I’m Rebekah, I’m just exiting the baby stage of motherhood, and I LOVE THE BABY YEARS!

There is no drug more powerful than a newborn baby. Their smell, their sounds, their movements, the way they fold so helplessly into your arms. Their tiny feet and toes. They are pure magic. 

Babies remind you to return to the basics of life. Sleep, nourishment, physical care. Babies remind you of how your presence and your love is really all that children need. To feel safe, secure, and cared for. 

I’m making my way out of the baby years yet again as my third baby heads fast and furious into the second half of his first year. I’m finally finding the time and head space to reflect on all the babies year have taught me and the joy they have brought.

a mom holding her newborn baby as her daughters look on
Photo by Celeste Golden Andrews

What I Wish I Had Known

I was recently talking with some fellow moms about what we wished we had known or done before becoming a mother. So here’s my two cents about the baby years!

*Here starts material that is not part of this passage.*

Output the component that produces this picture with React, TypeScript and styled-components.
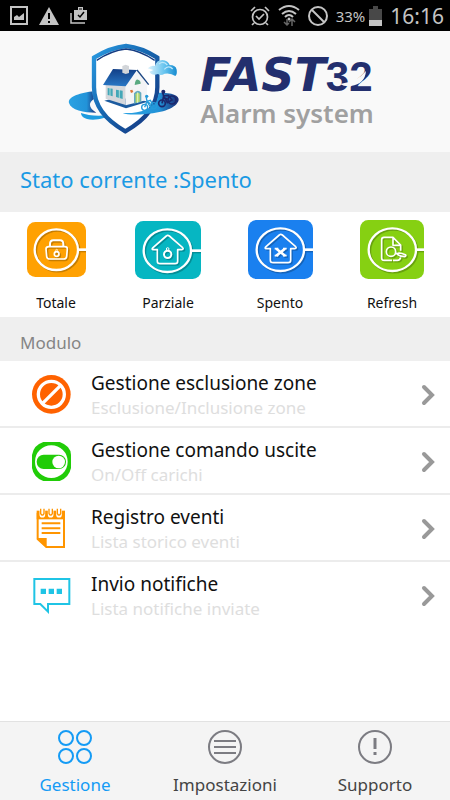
import React from "react";
import styled, { createGlobalStyle } from "styled-components";

const GlobalStyle = createGlobalStyle`
  * { box-sizing: border-box; }
  body { margin: 0; background: #fff; }
  button { font: inherit; color: inherit; background: none; border: 0; padding: 0; cursor: pointer; }
  svg { display: block; flex: none; }
`;

const Page = styled.div`
  min-height: 100vh;
  display: flex;
  flex-direction: column;
  background: #fff;
  color: #111;
  font-family: "Noto Sans", "Open Sans", sans-serif;
`;

const StatusBar = styled.div`
  height: 31px;
  padding: 0 6px 0 10px;
  display: flex;
  align-items: center;
  justify-content: space-between;
  background: #000;
  color: #c4c4c4;
`;

const StatusGroup = styled.div<{ $gap: number }>`
  display: flex;
  align-items: center;
  gap: ${(p) => p.$gap}px;
`;

const BatteryGroup = styled.div`
  display: flex;
  align-items: center;
  gap: 4px;
`;

const Percent = styled.span`
  font-size: 15px;
  line-height: 20px;
`;

const Clock = styled.span`
  font-size: 21px;
  line-height: 28px;
`;

const Header = styled.header`
  height: 121px;
  padding: 11px 8px 0 0;
  display: flex;
  justify-content: center;
  gap: 20px;
  background: #f9f9f9;
`;

const Brand = styled.div`
  padding-top: 9px;
`;

const Wordmark = styled.div`
  display: flex;
  align-items: baseline;
  height: 48px;
  line-height: 48px;
  color: #232f6e;
  font-weight: 700;
`;

const WordmarkName = styled.span`
  font-family: "DejaVu Sans", sans-serif;
  font-style: italic;
  font-size: 46px;
`;

const WordmarkNumber = styled.span`
  position: relative;
  font-family: "Liberation Sans", sans-serif;
  font-size: 42px;
`;

const Swoosh = styled.svg`
  position: absolute;
  left: 14px;
  top: 16px;
`;

const Tagline = styled.div`
  font-size: 26px;
  line-height: 28px;
  font-weight: 600;
  color: #a0a0a0;
`;

const Current = styled.div`
  height: 60px;
  padding: 0 20px 6px;
  display: flex;
  align-items: center;
  background: #efefef;
  color: #1b9ae4;
  font-size: 22px;
`;

const Modes = styled.div`
  height: 105px;
  padding-right: 2px;
  display: grid;
  grid-template-columns: repeat(4, 1fr);
`;

const ModeButton = styled.button`
  display: flex;
  flex-direction: column;
  align-items: center;
  font-size: 14px;
  line-height: 20px;
`;

const ModeIcon = styled.span`
  height: 81px;
  padding-bottom: 6px;
  display: flex;
  align-items: center;
`;

const SectionTitle = styled.h2`
  margin: 0;
  height: 44px;
  padding: 8px 20px 0;
  background: #efefef;
  color: #858585;
  font-size: 17px;
  line-height: 36px;
  font-weight: 400;
`;

const List = styled.ul`
  margin: 0;
  padding: 0;
  list-style: none;
`;

const Item = styled.li`
  & + & { border-top: 2px solid #ececec; }
`;

const RowButton = styled.button`
  width: 100%;
  height: 65px;
  padding: 2px 15px 0 32px;
  display: flex;
  align-items: center;
  text-align: left;
`;

const RowText = styled.span`
  flex: 1;
  padding-left: 20px;
  display: flex;
  flex-direction: column;
`;

const RowTitle = styled.span`
  font-size: 19px;
  line-height: 26px;
`;

const RowDetail = styled.span`
  font-size: 17px;
  line-height: 24px;
  color: #dedede;
`;

const TabBar = styled.nav`
  height: 79px;
  margin-top: auto;
  display: grid;
  grid-template-columns: repeat(3, 1fr);
  background: #f4f4f4;
  border-top: 1px solid #e2e2e2;
`;

const Tab = styled.button<{ $active?: boolean }>`
  && { color: ${(p) => (p.$active ? "#149bf5" : "#444")}; }
  padding-top: 7px;
  display: flex;
  flex-direction: column;
  align-items: center;
  gap: 8px;
  font-size: 17px;
  line-height: 24px;
`;

const Logo = () => (
  <svg width="112" height="93" viewBox="31 22 336 279" role="img" aria-label="Fast 32">
    <defs>
      <linearGradient id="shield" x1="0" y1="0" x2="1" y2="1">
        <stop offset="0" stopColor="#2a9be2" />
        <stop offset=".45" stopColor="#1767b0" />
        <stop offset="1" stopColor="#16327c" />
      </linearGradient>
      <linearGradient id="ring" x1="0" x2="1">
        <stop offset="0" stopColor="#2aa2e3" />
        <stop offset=".65" stopColor="#2293d8" />
        <stop offset="1" stopColor="#1b2b75" />
      </linearGradient>
      <linearGradient id="roof" x1="0" y1="0" x2="0" y2="1">
        <stop offset="0" stopColor="#123f87" />
        <stop offset="1" stopColor="#2877c5" />
      </linearGradient>
      <linearGradient id="cloud" x1="0" x2="1">
        <stop offset="0" stopColor="#dff3fc" />
        <stop offset=".6" stopColor="#62c2ee" />
        <stop offset="1" stopColor="#168bd0" />
      </linearGradient>
    </defs>
    <path d="M110 170C65 174 29 188 34 205C40 226 78 234 116 234C96 222 88 206 110 192Z" fill="url(#ring)" />
    <path d="M70 235C91 243 130 246 164 239C148 251 110 259 88 253C78 250 70 244 70 235Z" fill="#1d9ce0" />
    <path d="M104 67Q155 36 205 32Q254 36 304 67V158C304 222 257 263 203 291C149 263 104 222 104 158Z" fill="#fff" />
    <path d="M109 69Q158 39 205 34Q252 39 299 69V158C299 218 255 261 203 290C151 261 109 218 109 158Z" fill="none" stroke="url(#shield)" strokeWidth="13" />
    <path d="M117 77Q160 48 205 43Q248 48 291 77" fill="none" stroke="#143c82" strokeWidth="4" />
    <path d="M195 235C245 238 282 222 296 202L304 174C344 174 365 182 363 196C358 220 312 235 270 237C236 241 210 241 195 235Z" fill="url(#ring)" />
    <path d="M140 198L205 221L270 201L245 194L170 190Z" fill="#1c5b9f" />
    <path d="M144 146L204 150L204 211L144 192Z" fill="#d5d8dc" />
    <path d="M204 151L239 109L269 148L267 196L204 212Z" fill="#f3f4f6" />
    <path d="M166 103L238 106L204 155L136 151Z" fill="url(#roof)" />
    <path d="M238 106L273 150" stroke="#1c4783" strokeWidth="4" />
    <path d="M194 94L204 90L214 94V115L204 118L194 114Z" fill="#d2d5d9" />
    <path d="M150 160L165 162V185L150 181ZM175 165L195 168V193L175 187Z" fill="#43a7b8" />
    <path d="M157 160V184M185 165V190" stroke="#dff7ec" strokeWidth="2" />
    <path d="M229 207V176Q239 162 251 174V202Z" fill="#66aabd" />
    <path d="M234 204V179Q239 170 246 177V201Z" fill="#b8d96b" />
    <path d="M240 173V205" stroke="#f8fff8" strokeWidth="2" />
    <path d="M231 151Q233 133 241 135Q249 137 249 147Z" fill="#58a980" />
    <path d="M217 167L224 165L227 172L220 175Z" fill="#df773b" />
    <g fill="none" stroke="#249bda" strokeWidth="4">
      <circle cx="261" cy="218" r="9" /><circle cx="288" cy="213" r="9" />
      <path d="M261 218L268 200L277 215L288 213L278 197L268 200M266 188L268 201L278 207" />
    </g>
    <circle cx="267" cy="185" r="5" fill="#249bda" />
    <g fill="none" stroke="#1b286d" strokeWidth="5">
      <circle cx="313" cy="206" r="10" /><circle cx="343" cy="196" r="12" />
      <path d="M313 206L318 184L329 204L343 196L332 182L316 184M315 173L319 189L330 194" />
    </g>
    <circle cx="317" cy="171" r="6" fill="#1b286d" />
    <path d="M270 101Q281 90 292 94Q296 76 314 76Q331 77 336 91Q354 91 357 105Q359 119 353 124Q339 114 321 117Q309 124 301 118Q282 124 275 111L287 106Z" fill="url(#cloud)" />
    <path d="M304 88Q317 77 329 91M320 104Q333 90 345 103" fill="none" stroke="#bde7fa" strokeWidth="4" />
  </svg>
);

const House = () => <path d="M44 75L31 75Q26 74 31 69L71 34Q75 30 80 34L120 69Q124 74 117 75H105V110Q105 117 97 117H52Q44 117 44 110Z" />;

type ModeKind = "total" | "partial" | "off" | "refresh";
const modeLook: Record<ModeKind, { w: number; h: number; color: string }> = {
  total: { w: 59, h: 55, color: "#ffa102" },
  partial: { w: 66, h: 58, color: "#06b6c2" },
  off: { w: 65, h: 59, color: "#1a80ef" },
  refresh: { w: 64, h: 59, color: "#86d012" },
};

const ModeGlyph = ({ kind }: { kind: ModeKind }) => {
  const { w, h, color } = modeLook[kind];
  const W = w * 3;
  const H = h * 3;
  const small = kind === "total";
  const cx = small ? 88 : 97;
  const cy = small ? 83 : 89;
  const rx = small ? 65 : 71;
  const ry = small ? 61 : 64;
  const frame = (
    <>
      <ellipse cx={cx} cy={cy} rx={rx} ry={ry} strokeWidth="7" />
      <path d={`M${cx + rx} ${cy}H${W}`} strokeWidth="8" />
    </>
  );
  const symbol = (
    <>
      {kind === "total" && (
        <g strokeWidth="5">
          <path d="M69 73V66Q69 55 79 55H99Q109 55 109 66V73" strokeWidth="6" />
          <path d="M65 74H114Q121 74 121 81L119 103Q118 111 110 111H68Q60 111 59 103L57 81Q57 74 65 74Z" />
          <circle cx="89" cy="96" r="7" /><circle cx="89" cy="85" r="3" strokeWidth="2" />
        </g>
      )}
      {kind === "partial" && (
        <g strokeWidth="5" transform="translate(23 11)">
          <House /><circle cx="75" cy="89" r="11" strokeWidth="6" /><circle cx="75" cy="73" r="4" strokeWidth="3" />
        </g>
      )}
      {kind === "off" && (
        <g strokeWidth="5" transform="translate(23 11)">
          <House /><path d="M62 75L88 96M88 75L62 96" strokeWidth="8" /><path d="M57 75H68M82 75H93M57 96H68M82 96H93" strokeWidth="5" />
        </g>
      )}
      {kind === "refresh" && (
        <g strokeWidth="5" transform="translate(0 1)">
          <path d="M96 120H72Q65 120 65 113V58Q65 51 72 51H99L122 74V91M99 52V75H121M122 111Q120 120 112 120H99" />
          <circle cx="93" cy="94" r="14" />
          <path d="M106 100L112 99M114 99Q121 97 136 103Q140 106 134 109Q121 109 113 103Z" />
        </g>
      )}
    </>
  );
  return (
    <svg width={w} height={h} viewBox={`0 0 ${W} ${H}`} fill="none" strokeLinejoin="round" aria-hidden="true">
      <rect width={W} height={H} rx="25" fill={color} />
      <g stroke="#000" opacity=".22" transform="translate(4 4)">{frame}{symbol}</g>
      <g stroke="#fff">{frame}{symbol}</g>
    </svg>
  );
};

const ZoneIcon = () => (
  <svg width="39" height="39" viewBox="0 0 117 117" aria-hidden="true">
    <circle cx="58" cy="58" r="58" fill="#ff6200" />
    <circle cx="58" cy="58" r="39" fill="none" stroke="#fff" strokeWidth="10" />
    <path d="M31 86L86 31" stroke="#fff" strokeWidth="10" />
  </svg>
);

const OutputIcon = () => (
  <svg width="39" height="39" viewBox="0 0 117 117" aria-hidden="true">
    <path d="M34 0H83Q117 12 117 39V78Q111 107 83 117H34Q5 107 0 78V39Q5 9 34 0Z" fill="#21cc08" />
    <circle cx="58" cy="59" r="49" fill="#fff" />
    <rect x="14" y="38" width="88" height="43" rx="21" fill="#21cc08" />
    <circle cx="80" cy="60" r="19" fill="#fff" />
  </svg>
);

const EventsIcon = () => (
  <svg width="39" height="41" viewBox="0 0 117 123" fill="none" stroke="#ff9500" aria-hidden="true">
    <path d="M17 14V93L43 117H96V14" strokeWidth="6" />
    <path d="M14 90H44V120Z" fill="#ff9500" stroke="none" />
    <path d="M14 8H99V34H14Z" fill="#ff9500" stroke="none" />
    <path d="M31 0V20M56 0V20M81 0V20" stroke="#fff" strokeWidth="17" strokeLinecap="round" />
    <path d="M26 2V17Q31 26 36 17V2M51 2V17Q56 26 61 17V2M76 2V17Q81 26 86 17V2" strokeWidth="4" />
    <path d="M29 46H85M29 61H85M29 75H85" strokeWidth="6" />
  </svg>
);

const NotifyIcon = () => (
  <svg width="39" height="38" viewBox="0 0 117 114" fill="none" stroke="#1fc4e5" strokeWidth="6" aria-hidden="true">
    <path d="M7 6H112V81H48V104L25 81H7Z" />
    <path d="M26 43H42M50 43H66M74 43H90" strokeWidth="16" />
  </svg>
);

const Chevron = () => (
  <svg width="15" height="22" viewBox="0 0 15 22" fill="none" stroke="#999" strokeWidth="4" strokeLinecap="round" aria-hidden="true">
    <path d="M4 3L12 11L4 19" />
  </svg>
);

const TabGlyph = ({ kind }: { kind: "grid" | "lines" | "help" }) => (
  <svg width="36" height="36" viewBox="0 0 36 36" fill="none" stroke={kind === "grid" ? "#149bf5" : "#7c7c82"} strokeWidth="2" aria-hidden="true">
    {kind === "grid" ? (
      <><circle cx="9" cy="9" r="7" /><circle cx="27" cy="9" r="7" /><circle cx="9" cy="27" r="7" /><circle cx="27" cy="27" r="7" /></>
    ) : (
      <circle cx="18" cy="18" r="16" />
    )}
    {kind === "lines" && <path d="M7 12H29M7 18H29M7 24H29" />}
    {kind === "help" && <path d="M18 9V20M18 23V26" strokeWidth="3" />}
  </svg>
);

const DeviceStatus = () => (
  <StatusBar>
    <StatusGroup $gap={11}>
      <svg width="18" height="19" viewBox="0 0 18 19" aria-hidden="true">
        <path d="M1 1H17V18H1Z" fill="none" stroke="#c4c4c4" strokeWidth="2" />
        <path d="M4 14V11L7 9L9 11L14 7V14Z" fill="#c4c4c4" />
      </svg>
      <svg width="20" height="18" viewBox="0 0 20 18" aria-hidden="true">
        <path d="M10 0L20 18H0Z" fill="#c4c4c4" />
        <path d="M10 6V12M10 14V16" stroke="#000" strokeWidth="2" />
      </svg>
      <svg width="18" height="17" viewBox="0 0 18 17" aria-hidden="true">
        <path d="M1 6V16H15" fill="none" stroke="#c4c4c4" strokeWidth="1.5" />
        <path d="M4 3H8V0H13V3H17V13H4Z" fill="#c4c4c4" />
        <path d="M9 2H12" stroke="#000" /><path d="M8 8L10 10L14 5" fill="none" stroke="#000" strokeWidth="1.5" />
      </svg>
    </StatusGroup>
    <StatusGroup $gap={8}>
      <svg width="20" height="20" viewBox="0 0 20 20" fill="none" stroke="#c4c4c4" strokeWidth="1.7" aria-hidden="true">
        <circle cx="10" cy="11" r="7.5" /><path d="M1 5L5 1M15 1L19 5M4 17L2 19M16 17L18 19M6 10L9 13L14 8" />
      </svg>
      <svg width="22" height="23" viewBox="0 0 22 23" fill="none" aria-hidden="true">
        <path d="M1 6Q11-2 21 6M4 10Q11 4 18 10M7 13Q11 9 15 13" stroke="#c4c4c4" strokeWidth="2" />
        <circle cx="11" cy="15" r="1.5" fill="#c4c4c4" />
        <path d="M9 15V21M6 18L9 21L11 19M14 22V16M11 18L14 15L17 18" stroke="#666" strokeWidth="1.5" />
      </svg>
      <svg width="20" height="20" viewBox="0 0 20 20" fill="none" stroke="#c4c4c4" strokeWidth="2" aria-hidden="true">
        <circle cx="10" cy="10" r="9" /><path d="M4 4L16 16" />
      </svg>
      <BatteryGroup>
        <Percent>33%</Percent>
        <svg width="13" height="20" viewBox="0 0 13 20" aria-hidden="true">
          <path d="M4 0H9V3H13V14H0V3H4Z" fill="#484848" /><path d="M0 14H13V20H0Z" fill="#c4c4c4" />
        </svg>
      </BatteryGroup>
      <Clock>16:16</Clock>
    </StatusGroup>
  </StatusBar>
);

const modes: { kind: ModeKind; label: string }[] = [
  { kind: "total", label: "Totale" },
  { kind: "partial", label: "Parziale" },
  { kind: "off", label: "Spento" },
  { kind: "refresh", label: "Refresh" },
];

const rows = [
  { Icon: ZoneIcon, title: "Gestione esclusione zone", detail: "Esclusione/Inclusione zone" },
  { Icon: OutputIcon, title: "Gestione comando uscite", detail: "On/Off carichi" },
  { Icon: EventsIcon, title: "Registro eventi", detail: "Lista storico eventi" },
  { Icon: NotifyIcon, title: "Invio notifiche", detail: "Lista notifiche inviate" },
];

export default function App() {
  return (
    <Page>
      <GlobalStyle />
      <DeviceStatus />
      <Header>
        <Logo />
        <Brand>
          <Wordmark>
            <WordmarkName>FAST</WordmarkName>
            <WordmarkNumber>
              32
              <Swoosh width="28" height="18" viewBox="0 0 28 18" aria-hidden="true">
                <path d="M0 15Q17 13 26 2Q25 15 11 17Q5 18 0 15Z" fill="#f9f9f9" />
              </Swoosh>
            </WordmarkNumber>
          </Wordmark>
          <Tagline>Alarm system</Tagline>
        </Brand>
      </Header>
      <Current>Stato corrente :Spento</Current>
      <Modes>
        {modes.map(({ kind, label }) => (
          <ModeButton key={kind} type="button">
            <ModeIcon><ModeGlyph kind={kind} /></ModeIcon>
            {label}
          </ModeButton>
        ))}
      </Modes>
      <SectionTitle>Modulo</SectionTitle>
      <List>
        {rows.map(({ Icon, title, detail }) => (
          <Item key={title}>
            <RowButton type="button">
              <Icon />
              <RowText>
                <RowTitle>{title}</RowTitle>
                <RowDetail>{detail}</RowDetail>
              </RowText>
              <Chevron />
            </RowButton>
          </Item>
        ))}
      </List>
      <TabBar>
        <Tab type="button" $active aria-current="page"><TabGlyph kind="grid" />Gestione</Tab>
        <Tab type="button"><TabGlyph kind="lines" />Impostazioni</Tab>
        <Tab type="button"><TabGlyph kind="help" />Supporto</Tab>
      </TabBar>
    </Page>
  );
}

This, too, shall pass. Nearly everything in the baby years is short-lived—  from the cat naps to the cluster feeding, witching hour, sleep regressions, developmental leaps, teething … all of it is SUCH A BLIP on the radar. But when you’re in it, you think you’ll go mad trying to figure it all out! But now I know there’s no rhyme nor reason to understanding babies. All they need is your presence, your touch, and your love. I would turn back time and RELAX with my first baby.

I was so high-strung about everything, especially her nap schedule. I would go back and tell first-time mom Rebekah to CHILL and just snuggle and play with her if she refused to nap. But I would have also given new mom Rebekah a big hug, an extra cup of coffee, and tell her the loneliness of the newborn years is real and can’t always be erased with baby snuggles. She can treasure it and feel lost in it, too.

Another thing I would have told Rebekah pre baby is to not waste time and energy on curating the perfect list of baby necessities! Babies are small and, again, they don’t need much.

What Surprised Me About the Baby Years

I wasn’t prepared for the ongoing physical changes pregnancy and breastfeeding would bring. I’m still struggling to accept my new body, and I’m getting there slowly but surely. Bigger feet, more grey hairs, extra weight, sagging skin. It’s new territory, but I’m learning to find the beauty in it and to be proud of it. The changing hormones that accompany pregnancy, postpartum and breastfeeding have at times left me in tears I couldn’t explain, wondering if I would ever “return” to my normal self. As it turns out, I’ve never returned to Rebekah pre baby, but I’m discovering the new normal, my new physical, mental and emotional self. It’s an ongoing journey to rediscover myself, this time as a mother. Finally owning the reality I won’t return to my pre baby self granted me freedom to embrace these years and my strength and beauty as a mother.

I also wasn’t prepared for so many sleepless years! I thought I would only lose sleep in. those initial newborn months – once baby was sleeping through the night, I would too. HA HA HA. Not so fast, says pregnancy insomnia. Overall my babies have been good sleepers, but there are so many other factors that can contribute to a night waking, anything from illness to nightmares, separation anxiety, and the list goes on and on. Not to mention, when THEY sleep through the night, I don’t! I’m up thinking of whatever’s next on my to-do list or worrying about them. Motherhood has definitely changed how I sleep.

I’m only six years into my motherhood journey, but I know for certain when it’s all said and done that I’ll look back on the baby years as some of our most tender (and exhausting!) moments and memories together. I realize this season with my babies is a gift, and it’s one I pray every day I never take for granted.